Stars: Kate Ryan, Monrose, Arash.

== International Hit Summer 2008 - August 9 ==

- Quarter-finals

| # | Artist | Song | Votes | Position |
|---|---|---|---|---|
| 1 | Nikolina | Naked | 1,03% | 13 position |
| 2 | Basic Element | Feelings | 1,93% | 11 position |
| 3 | Jay Delano feat. R. Kay | Just Like Me | 3,11% | 6 position |
| 4 | Marius [ro] feat. Giulia | Rain | 2,13% | 9 position |
| 5 | Beats & Styles | Take It Back | 2,02% | 10 position |
| 6 | Charlotte Perrelli | Hero | 4,02% | 5 position |
| 7 | Shaun Baker feat. MaLoY | Hey Hi Hello | 31,10% | 1 position |
| 8 | Gary B | Step Into The Sunshine | 0,89% | 14 position |
| 9 | Kaye Styles feat. Akon | Shawty | 3,01% | 7 position |
| 10 | David Tavare feat. 2 Evissa | Hot Summer Night | 11,36% | 4 position |
| 11 | Pachanga | Calienta | 1,54% | 12 position |
| 12 | Nexx | Synchronize Lips | 12,50% | 3 position |
| 13 | honeyhoney | Little Toy Gun | 2,52% | 8 position |
| 14 | Alex C. feat. Y-ass | Du hast den schönsten Arsch der Welt | 22,40% | 2 position |
| 15 | Jenniffer Kae | Little White Lies | 0,44% | 15 position |

- Semi-finals
1. Shaun Baker feat.

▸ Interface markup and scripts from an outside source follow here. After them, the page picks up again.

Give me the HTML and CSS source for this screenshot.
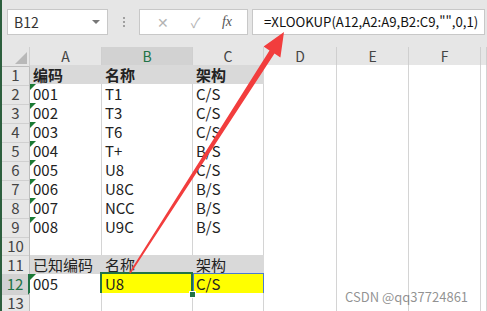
FILE: index.html
```html
<!DOCTYPE html>
<html lang="zh-CN">
<head>
  <meta charset="UTF-8">
  <title>XLOOKUP</title>
  <link rel="stylesheet" href="styles.css">
</head>
<body>
  <div class="app">
    <div class="toolbar">
      <div class="namebox"><span>B12</span><span class="caret"></span></div>
      <div class="grip"><i></i><i></i><i></i></div>
      <div class="fbtns">
        <span class="btn">✕</span>
        <span class="btn">✓</span>
        <span class="btn fx">fx</span>
      </div>
      <div class="formula">=XLOOKUP(A12,A2:A9,B2:C9,"",0,1)</div>
    </div>

    <div class="sheet">
      <div class="row head">
        <div class="hd corner"></div><div class="hd">A</div><div class="hd sel">B</div><div class="hd">C</div><div class="hd">D</div><div class="hd">E</div><div class="hd">F</div><div class="hd"></div>
      </div>
      <div class="row">
        <div class="rh">1</div><div class="cell gray bold">编码</div><div class="cell gray bold">名称</div><div class="cell gray bold">架构</div><div class="cell"></div><div class="cell"></div><div class="cell"></div><div class="cell"></div>
      </div>
      <div class="row">
        <div class="rh">2</div><div class="cell tri">001</div><div class="cell">T1</div><div class="cell">C/S</div><div class="cell"></div><div class="cell"></div><div class="cell"></div><div class="cell"></div>
      </div>
      <div class="row">
        <div class="rh">3</div><div class="cell tri">002</div><div class="cell">T3</div><div class="cell">C/S</div><div class="cell"></div><div class="cell"></div><div class="cell"></div><div class="cell"></div>
      </div>
      <div class="row">
        <div class="rh">4</div><div class="cell tri">003</div><div class="cell">T6</div><div class="cell">C/S</div><div class="cell"></div><div class="cell"></div><div class="cell"></div><div class="cell"></div>
      </div>
      <div class="row">
        <div class="rh">5</div><div class="cell tri">004</div><div class="cell">T+</div><div class="cell">B/S</div><div class="cell"></div><div class="cell"></div><div class="cell"></div><div class="cell"></div>
      </div>
      <div class="row">
        <div class="rh">6</div><div class="cell tri">005</div><div class="cell">U8</div><div class="cell">C/S</div><div class="cell"></div><div class="cell"></div><div class="cell"></div><div class="cell"></div>
      </div>
      <div class="row">
        <div class="rh">7</div><div class="cell tri">006</div><div class="cell">U8C</div><div class="cell">B/S</div><div class="cell"></div><div class="cell"></div><div class="cell"></div><div class="cell"></div>
      </div>
      <div class="row">
        <div class="rh">8</div><div class="cell tri">007</div><div class="cell">NCC</div><div class="cell">B/S</div><div class="cell"></div><div class="cell"></div><div class="cell"></div><div class="cell"></div>
      </div>
      <div class="row">
        <div class="rh">9</div><div class="cell tri">008</div><div class="cell">U9C</div><div class="cell">B/S</div><div class="cell"></div><div class="cell"></div><div class="cell"></div><div class="cell"></div>
      </div>
      <div class="row">
        <div class="rh">10</div><div class="cell"></div><div class="cell"></div><div class="cell"></div><div class="cell"></div><div class="cell"></div><div class="cell"></div><div class="cell"></div>
      </div>
      <div class="row">
        <div class="rh">11</div><div class="cell gray">已知编码</div><div class="cell gray">名称</div><div class="cell gray">架构</div><div class="cell"></div><div class="cell"></div><div class="cell"></div><div class="cell"></div>
      </div>
      <div class="row">
        <div class="rh sel">12</div><div class="cell tri">005</div><div class="cell yellow active">U8</div><div class="cell yellow ref">C/S</div><div class="cell"></div><div class="cell"></div><div class="cell"></div><div class="cell"></div>
      </div>
      <div class="row">
        <div class="rh">13</div><div class="cell"></div><div class="cell"></div><div class="cell"></div><div class="cell"></div><div class="cell"></div><div class="cell"></div><div class="cell"></div>
      </div>
    </div>

    <svg class="arrow" width="487" height="311" viewBox="0 0 487 311">
      <polygon fill="#f23d3d" points="129.3,272.6 269.5,50.4 263.6,46.6 284,32 280.4,57.4 274.5,53.6 130.7,273.4"/>
    </svg>

    <div class="watermark">CSDN @qq37724861</div>
  </div>
</body>
</html>
```

FILE: styles.css
```css
body {
  margin: 0;
  background: #e6e6e6;
  font-family: "Noto Sans CJK SC", "Noto Sans", sans-serif;
  color: #222;
}

.app {
  position: relative;
  width: 487px;
  height: 311px;
  overflow: hidden;
  border-left: 2px solid #2d5f3e;
  box-sizing: border-box;
}

/* formula bar */
.toolbar {
  display: flex;
  height: 47px;
  padding: 9px 2px 0 5px;
  box-sizing: border-box;
}

.namebox {
  flex: 0 0 101px;
  height: 26px;
  background: #fff;
  border: 1px solid #c8c8c8;
  box-sizing: border-box;
  display: flex;
  align-items: center;
  justify-content: space-between;
  padding: 0 7px 0 6px;
  font-size: 14px;
  color: #333;
}

.caret {
  width: 0;
  height: 0;
  border-left: 4px solid transparent;
  border-right: 4px solid transparent;
  border-top: 4px solid #777;
}

.grip {
  flex: 0 0 31px;
  display: flex;
  flex-direction: column;
  align-items: center;
  justify-content: center;
  gap: 2px;
  height: 26px;
}

.grip i {
  width: 2px;
  height: 2px;
  background: #a0a0a0;
}

.fbtns {
  flex: 0 0 109px;
  height: 26px;
  background: #fff;
  border: 1px solid #c8c8c8;
  box-sizing: border-box;
  display: flex;
  align-items: center;
  justify-content: space-around;
  padding: 0 4px 0 6px;
  color: #b4b4b4;
  font-size: 14px;
}

.btn.fx {
  font-family: "Liberation Serif", serif;
  font-style: italic;
  color: #555;
  font-size: 14px;
}

.formula {
  flex: 1;
  min-width: 0;
  overflow: hidden;
  margin-left: 4px;
  height: 26px;
  background: #fff;
  border: 1px solid #c8c8c8;
  box-sizing: border-box;
  padding-left: 11px;
  font-size: 13.2px;
  line-height: 24px;
  color: #111;
  white-space: nowrap;
}

/* grid */
.row {
  display: grid;
  grid-template-columns: 28px 72px 91px 71px 73px 72px 72px 1fr;
  height: 19px;
}

.row.head {
  height: 18px;
}

.hd {
  border-right: 1px solid #cfcfcf;
  border-bottom: 1px solid #bdbdbd;
  text-align: center;
  font-size: 14px;
  line-height: 18px;
  color: #444;
  box-sizing: border-box;
  position: relative;
}

.hd.sel {
  background: #d2d2d2;
  color: #217346;
  border-bottom: 2px solid #217346;
}

.corner::after {
  content: "";
  position: absolute;
  right: 2px;
  bottom: 2px;
  border-left: 12px solid transparent;
  border-bottom: 12px solid #b8b8b8;
}

.rh {
  border-right: 1px solid #bdbdbd;
  border-bottom: 1px solid #d0d0d0;
  text-align: center;
  font-size: 15px;
  line-height: 19px;
  color: #444;
  box-sizing: border-box;
}

.rh.sel {
  background: #d2d2d2;
  color: #217346;
  border-right: 2px solid #217346;
}

.cell {
  background: #fff;
  border-right: 1px solid #d4d4d4;
  border-bottom: 1px solid #d4d4d4;
  box-sizing: border-box;
  padding-left: 3px;
  font-size: 15px;
  line-height: 20px;
  white-space: nowrap;
  position: relative;
}

.cell.gray {
  background: #d9d9d9;
  border-right-color: #d9d9d9;
}

.cell.bold {
  font-weight: bold;
}

.cell.yellow {
  background: #ffff00;
}

.cell.tri::before {
  content: "";
  position: absolute;
  left: 0;
  top: 0;
  border-top: 6px solid #1b7a34;
  border-right: 6px solid transparent;
}

.cell.active::after {
  content: "";
  position: absolute;
  left: -2px;
  top: -2px;
  right: -1px;
  bottom: -1px;
  border: 2px solid #217346;
}

.cell.active::before {
  content: "";
  position: absolute;
  right: -4px;
  bottom: -4px;
  width: 5px;
  height: 5px;
  background: #217346;
  border: 1px solid #fff;
  z-index: 2;
}

.cell.ref::after {
  content: "";
  position: absolute;
  left: 0;
  top: -1px;
  right: -1px;
  bottom: -1px;
  border: 1px solid #4a7bd0;
}

.arrow {
  position: absolute;
  left: -2px;
  top: 0;
}

.watermark {
  position: absolute;
  left: 343px;
  top: 287px;
  font-size: 13px;
  color: rgba(110, 110, 110, 0.75);
  white-space: nowrap;
}
```
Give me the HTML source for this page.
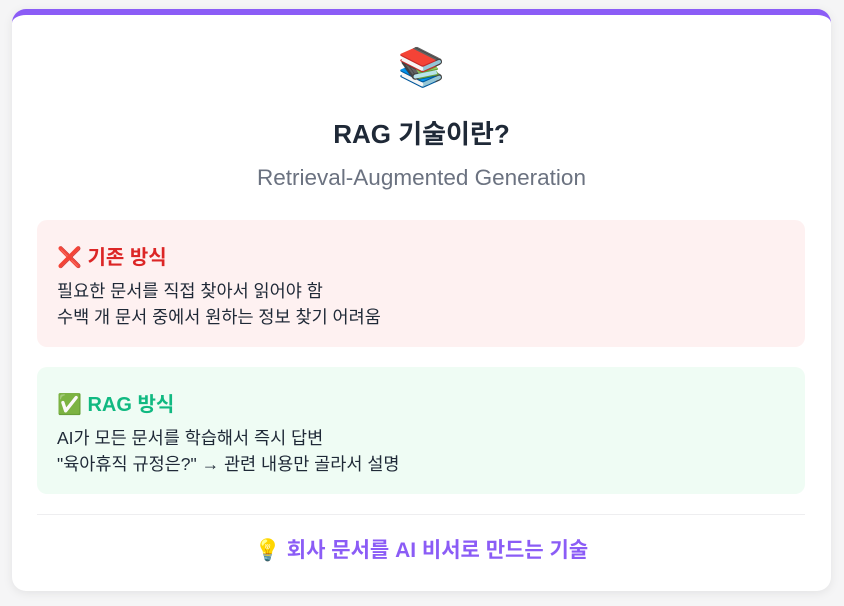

MaLoY - Hey Hi Hello (43,7%)
2. Alex C. feat Y-ass - Du hast den schönsten Arsch der Welt (34,7%)
3. Nexx - Synchronize Lips (21,6%)

- Final
4. Shaun Baker feat. MaLoY - Hey Hi Hello - International Hit Summer 2008 (55,2%)
5. Alex C. feat Y-ass - Du hast den schönsten Arsch der Welt (29,7%)
6. Nexx - Synchronize Lips (15,1%)

Stars: Stachursky, Patrycja Markowska, Feel.